Mrs. Blimber, was not learned herself; but she pretended to be: and that did quite as well. She said at evening parties, that, if she could have known Cicero, she thought she could have died contented. It was the steady joy of her life to see the doctor's young gentlemen go out walking, unlike all other young gentlemen, in the largest possible shirt-collars and the stiffest possible cravats. It was so classical, she said.

(Ch. xi, xii, xix, xxiv, xli, lx.)

H

Blimber, Miss Cornelia. The daughter; a slim and graceful maid. (Ch. xi, xii, xiv, xli, lx.)

There was no light nonsense about Miss Blimber. She kept her hair short and crisp, and wore spectacles. She was dry and sandy with working in the graves of deceased languages. None of your live languages for Miss Blimber. They must be dead, -stone dead; and then Miss Blimber dug them up like a ghoul.

Blockitt, Mrs. Mrs. Dombey's nurse; a simpering piece of faded gentility. (Ch. i.)

Bokum, Mrs. A friend of Mrs. MacStinger's, and her bridesmaid on the occasion of her marriage to Jack Bunsby. (Ch. lx.) Briggs. A pupil of Doctor Blimber's, and the room-mate of Paul Dombey. (Ch. xii, xiv, xli, lx.)

Brogley, Mr. A sworn broker and appraiser, and second-hand furniture-dealer; a friend of Sol. Gills. (Ch. ix.)

Brown, Alice, alias ALICE MARWOOD. A handsome woman of about thirty years of age; a former mistress of James Carker. After suffering transportation for crime, she comes back to England filled with scorn, hate, defiance, and recklessness. (Ch. xxxiii, xxxiv, xl, xlvi, lii, liii, lviii.)

Brown, Mrs., called (by herself) GOOD MRS. BROWN. Her mother; a very ugly old woman, with red rims round her eyes, and a mouth that mumbled and chattered of itself when she was not speaking. (Ch. vi, xxvii, xxxiv, xl, xlvi, lii, lviii.)

Bunsby, Captain Jack. Master of a vessel called "The Cautious Clara," and a warm friend of Captain Cuttle, who looks up to him as an oracle. Fearing that the vessel on which her friend Walter Gay has taken passage is lost, Florence Dombey, accompanied by her maid, Susan Nipper, goes to Captain Cuttle for advice. Walter's uncle, Sol Gills, is also very much distressed about his nephew; and the captain, being a friend of all parties, tries to re-assure them. Not being quite equal to the occasion, however, he fortunately bethinks himself of Jack Bunsby.

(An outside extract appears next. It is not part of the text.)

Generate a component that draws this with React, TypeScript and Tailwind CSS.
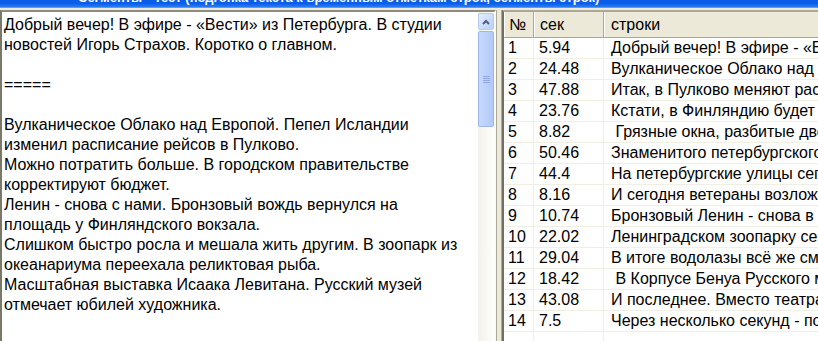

"With regard to old Sol Gils," here the captain became solemn, "who I 'll stand by, and not desert until death doe us part, and when the stormy winds do blow, do blow, do blow, -overhaul the catechism," said the captain, parenthetically," and there you'll find them expressions, if it would console Sol Gills to have the opinion of a seafaring man as has got a mind equal to any undertaking that he puts it alongside of, and as was all but smashed in his 'prenticeship, and of which the name is Bunsby, that 'ere man shall give him such an opinion in his own parlor as 'll stun him. Ah!" said Captain Cuttle vaunting y," as much as if he'd gone and knocked his head again a door!"